With a little more room to breathe I think Adventures could have turned out a lot better than it did. We see glimmers of that in how the third and fifth cases connect and the final villain of the game is one of the series more three dimensional baddies. Though the second case was fun, it made the game take too long to get Ryunosuke started on his path and prevented a nice narrative arc from forming both for him and for the espionage storyline.

Which brings me to the last thing I want to talk about, which is how the game handles its final villain and client, which was the high point of the game for me.

Gina, as mentioned, is a pickpocket and the final client of the game; blamed for a murder she did not commit. She's an orphan and looks after similarly unfortunate children using the "proceeds" of her work. Unsurprisingly, she has a tough time trusting people, but claims to be okay with it, because if you don't believe in anyone, no one can let you down.

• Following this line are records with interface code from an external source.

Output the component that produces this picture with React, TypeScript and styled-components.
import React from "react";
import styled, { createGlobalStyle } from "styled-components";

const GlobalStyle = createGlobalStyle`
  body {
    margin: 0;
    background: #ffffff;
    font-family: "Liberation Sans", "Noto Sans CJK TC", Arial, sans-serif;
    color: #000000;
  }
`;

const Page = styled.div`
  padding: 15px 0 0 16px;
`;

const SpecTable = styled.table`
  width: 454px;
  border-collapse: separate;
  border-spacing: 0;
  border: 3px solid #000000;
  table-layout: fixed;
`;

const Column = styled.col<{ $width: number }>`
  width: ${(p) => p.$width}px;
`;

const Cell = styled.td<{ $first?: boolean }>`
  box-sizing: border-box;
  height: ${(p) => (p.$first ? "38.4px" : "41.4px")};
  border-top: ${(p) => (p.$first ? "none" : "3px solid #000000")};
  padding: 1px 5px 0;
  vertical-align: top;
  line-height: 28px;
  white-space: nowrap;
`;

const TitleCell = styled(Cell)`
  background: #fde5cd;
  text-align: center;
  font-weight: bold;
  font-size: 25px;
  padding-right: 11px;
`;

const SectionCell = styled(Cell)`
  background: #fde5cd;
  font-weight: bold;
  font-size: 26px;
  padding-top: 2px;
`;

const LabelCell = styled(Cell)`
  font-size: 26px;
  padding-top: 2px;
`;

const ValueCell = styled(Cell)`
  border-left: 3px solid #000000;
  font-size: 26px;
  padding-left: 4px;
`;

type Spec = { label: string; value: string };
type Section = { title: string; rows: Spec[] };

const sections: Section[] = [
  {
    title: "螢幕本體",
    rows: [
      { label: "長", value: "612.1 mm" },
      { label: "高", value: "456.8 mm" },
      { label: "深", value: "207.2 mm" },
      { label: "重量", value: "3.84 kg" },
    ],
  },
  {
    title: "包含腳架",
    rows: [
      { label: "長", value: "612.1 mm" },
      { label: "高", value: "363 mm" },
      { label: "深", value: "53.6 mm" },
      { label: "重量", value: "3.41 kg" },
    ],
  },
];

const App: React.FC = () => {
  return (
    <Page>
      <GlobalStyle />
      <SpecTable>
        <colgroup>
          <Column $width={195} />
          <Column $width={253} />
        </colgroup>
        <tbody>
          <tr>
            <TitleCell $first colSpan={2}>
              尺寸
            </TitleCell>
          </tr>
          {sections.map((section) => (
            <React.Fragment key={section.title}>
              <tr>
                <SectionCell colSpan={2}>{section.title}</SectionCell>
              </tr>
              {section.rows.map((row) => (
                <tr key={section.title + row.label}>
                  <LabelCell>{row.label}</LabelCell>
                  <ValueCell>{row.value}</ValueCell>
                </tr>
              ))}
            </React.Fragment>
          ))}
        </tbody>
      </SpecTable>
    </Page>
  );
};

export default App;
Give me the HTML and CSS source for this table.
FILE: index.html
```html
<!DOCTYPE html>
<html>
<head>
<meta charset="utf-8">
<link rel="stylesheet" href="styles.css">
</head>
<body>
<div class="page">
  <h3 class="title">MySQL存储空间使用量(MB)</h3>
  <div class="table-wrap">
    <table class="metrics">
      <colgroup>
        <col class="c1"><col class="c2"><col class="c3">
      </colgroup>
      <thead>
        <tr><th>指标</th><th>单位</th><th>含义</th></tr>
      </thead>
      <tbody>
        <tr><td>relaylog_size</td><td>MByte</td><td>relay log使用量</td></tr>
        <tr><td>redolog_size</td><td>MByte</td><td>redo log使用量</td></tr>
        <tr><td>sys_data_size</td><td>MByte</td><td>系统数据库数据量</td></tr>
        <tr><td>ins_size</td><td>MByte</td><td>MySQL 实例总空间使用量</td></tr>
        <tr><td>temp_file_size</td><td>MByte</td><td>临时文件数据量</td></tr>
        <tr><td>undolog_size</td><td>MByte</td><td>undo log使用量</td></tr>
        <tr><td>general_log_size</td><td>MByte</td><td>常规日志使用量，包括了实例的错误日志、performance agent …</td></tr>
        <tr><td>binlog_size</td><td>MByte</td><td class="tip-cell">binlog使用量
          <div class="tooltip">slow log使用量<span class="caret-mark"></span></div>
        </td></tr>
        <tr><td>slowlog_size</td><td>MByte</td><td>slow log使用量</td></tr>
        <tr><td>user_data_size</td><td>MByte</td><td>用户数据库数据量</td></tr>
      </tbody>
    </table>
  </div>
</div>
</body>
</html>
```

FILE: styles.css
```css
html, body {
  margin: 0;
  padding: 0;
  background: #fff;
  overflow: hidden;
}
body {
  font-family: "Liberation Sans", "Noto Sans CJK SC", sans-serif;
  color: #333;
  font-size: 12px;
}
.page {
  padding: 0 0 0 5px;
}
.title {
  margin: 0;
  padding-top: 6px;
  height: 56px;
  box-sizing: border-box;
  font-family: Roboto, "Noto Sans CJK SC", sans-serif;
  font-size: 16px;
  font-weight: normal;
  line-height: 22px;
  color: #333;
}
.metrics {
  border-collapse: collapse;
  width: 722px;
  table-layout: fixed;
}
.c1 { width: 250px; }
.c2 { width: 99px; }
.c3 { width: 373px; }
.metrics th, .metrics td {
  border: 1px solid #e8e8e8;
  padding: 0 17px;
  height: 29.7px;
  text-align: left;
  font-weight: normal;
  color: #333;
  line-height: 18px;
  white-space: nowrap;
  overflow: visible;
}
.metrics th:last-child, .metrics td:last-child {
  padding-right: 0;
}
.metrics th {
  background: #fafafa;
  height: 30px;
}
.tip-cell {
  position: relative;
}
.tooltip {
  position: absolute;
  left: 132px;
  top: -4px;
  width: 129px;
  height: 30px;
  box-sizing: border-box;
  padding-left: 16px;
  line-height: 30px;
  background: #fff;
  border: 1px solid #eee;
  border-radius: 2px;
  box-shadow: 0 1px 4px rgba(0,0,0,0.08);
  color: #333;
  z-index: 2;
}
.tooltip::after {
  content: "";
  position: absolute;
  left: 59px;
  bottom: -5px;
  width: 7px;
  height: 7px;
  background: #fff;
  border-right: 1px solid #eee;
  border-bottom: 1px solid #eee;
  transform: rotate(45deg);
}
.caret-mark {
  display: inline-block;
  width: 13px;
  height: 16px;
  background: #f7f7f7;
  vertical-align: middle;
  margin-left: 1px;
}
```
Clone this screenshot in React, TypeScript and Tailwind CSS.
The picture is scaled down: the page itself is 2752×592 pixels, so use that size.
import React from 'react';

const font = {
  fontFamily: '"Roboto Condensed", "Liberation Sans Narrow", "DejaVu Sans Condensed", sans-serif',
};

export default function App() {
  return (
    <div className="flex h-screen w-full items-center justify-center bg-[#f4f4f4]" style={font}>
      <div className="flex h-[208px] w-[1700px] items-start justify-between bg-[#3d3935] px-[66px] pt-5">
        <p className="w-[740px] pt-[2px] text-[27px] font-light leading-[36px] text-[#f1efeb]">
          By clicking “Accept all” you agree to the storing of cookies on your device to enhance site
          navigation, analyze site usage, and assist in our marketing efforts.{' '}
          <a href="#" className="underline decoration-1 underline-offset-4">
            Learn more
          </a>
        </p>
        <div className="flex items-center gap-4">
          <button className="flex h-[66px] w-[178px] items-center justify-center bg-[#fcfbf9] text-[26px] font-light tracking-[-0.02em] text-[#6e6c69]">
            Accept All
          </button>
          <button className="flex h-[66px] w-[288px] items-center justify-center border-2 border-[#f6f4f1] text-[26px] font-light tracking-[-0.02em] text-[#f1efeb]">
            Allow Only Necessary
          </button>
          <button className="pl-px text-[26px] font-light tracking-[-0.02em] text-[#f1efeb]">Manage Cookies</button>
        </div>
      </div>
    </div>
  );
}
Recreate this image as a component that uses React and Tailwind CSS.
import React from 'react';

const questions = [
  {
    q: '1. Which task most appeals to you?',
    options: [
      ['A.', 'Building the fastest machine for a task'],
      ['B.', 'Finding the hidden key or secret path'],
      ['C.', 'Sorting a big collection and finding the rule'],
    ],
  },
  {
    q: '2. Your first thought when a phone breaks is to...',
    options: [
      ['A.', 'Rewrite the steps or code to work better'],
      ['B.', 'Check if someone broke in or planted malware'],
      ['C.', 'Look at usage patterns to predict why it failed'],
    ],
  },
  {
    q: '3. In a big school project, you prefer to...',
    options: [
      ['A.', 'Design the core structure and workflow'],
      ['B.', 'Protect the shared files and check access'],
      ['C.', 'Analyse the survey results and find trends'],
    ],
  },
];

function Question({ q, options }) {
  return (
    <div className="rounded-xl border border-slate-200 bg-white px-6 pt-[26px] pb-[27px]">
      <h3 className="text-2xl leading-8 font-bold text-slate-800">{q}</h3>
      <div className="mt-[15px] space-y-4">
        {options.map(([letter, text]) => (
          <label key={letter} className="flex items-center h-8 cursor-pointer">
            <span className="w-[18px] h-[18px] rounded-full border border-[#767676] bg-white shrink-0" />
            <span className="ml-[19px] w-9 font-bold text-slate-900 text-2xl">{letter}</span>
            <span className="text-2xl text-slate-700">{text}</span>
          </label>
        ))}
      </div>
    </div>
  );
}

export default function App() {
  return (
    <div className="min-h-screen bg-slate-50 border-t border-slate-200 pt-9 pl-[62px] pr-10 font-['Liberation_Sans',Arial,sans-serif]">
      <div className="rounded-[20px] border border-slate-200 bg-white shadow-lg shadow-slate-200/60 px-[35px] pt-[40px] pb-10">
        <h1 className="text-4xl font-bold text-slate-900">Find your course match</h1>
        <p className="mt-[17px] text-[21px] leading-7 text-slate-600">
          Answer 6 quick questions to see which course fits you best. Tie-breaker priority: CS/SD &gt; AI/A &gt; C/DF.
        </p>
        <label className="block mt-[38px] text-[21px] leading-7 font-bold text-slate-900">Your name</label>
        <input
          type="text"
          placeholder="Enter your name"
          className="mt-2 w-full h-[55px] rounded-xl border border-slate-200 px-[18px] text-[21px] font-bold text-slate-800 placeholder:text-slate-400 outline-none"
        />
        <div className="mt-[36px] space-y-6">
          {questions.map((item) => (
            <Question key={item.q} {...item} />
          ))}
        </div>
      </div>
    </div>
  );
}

Of course, the main cast wears her down and can't help but be nice to her, offering her a chance to share a meal with them and such before the murder happens, so the player's sympathies are with her well before she's accused. After the trial is over, her newly placed faith in humanity is rewarded and she thinks about doing better for herself and perhaps going clean.
The actual murderer, and criminal agent, is Ashley Graydon, who only comes into the picture in the final case. He's introduced as a posh man of means, with a spotless white suit and a walking stick with his initials engraved on it. He appears to be everything that Gina is not.

But as the trial unravels, it turns out that Ashley and Gina aren't that much different, and in a way started on similar paths. Ashley may have had parents, but it was a loveless home and he grew up poor. Like her, he also committed crimes as a kid. But he wanted to do better, he was hungry for a better life. And he got it.

Through hard work he became a communications officer for Britain and began a respectable career in what I'm guessing is upper middle class. If he wasn't so hungry that he was tempted by even more money, he probably would have led a nice life for himself without much incident.

The reason Ashley sticks with me is that even though he was tempted by money, the murders he commits over the course of the game are not motivated by it. As an adult he rekindles his relationship with his estranged father, and when his father is killed by McGilded, Ashley arranges for McGilded to be murdered. Since Ryunosuke had gotten the incredibly wealthy McGilded declared Not Guilty with the unwanted assistance of forged evidence, Ashley likely did not expect a legitimate conviction would ever happen.

The second murder, the one Gina is blamed for, he says was an accident. He didn't mean to kill anyone that night, and after hearing his personal story I believed him. Because of the similarities between the two characters, I think we're supposed to feel for Ashley in the same way, and that's why he gets to join the rest of the extended cast in the "what are they doing now" credits sequence.

Though it was not a completely satisfying conclusion, the end of Ashley's story and Ryunosuke's character arc serve as just strong enough of an ending that Adventures can call it a decent stopping point even if several of the player's questions still aren't answered.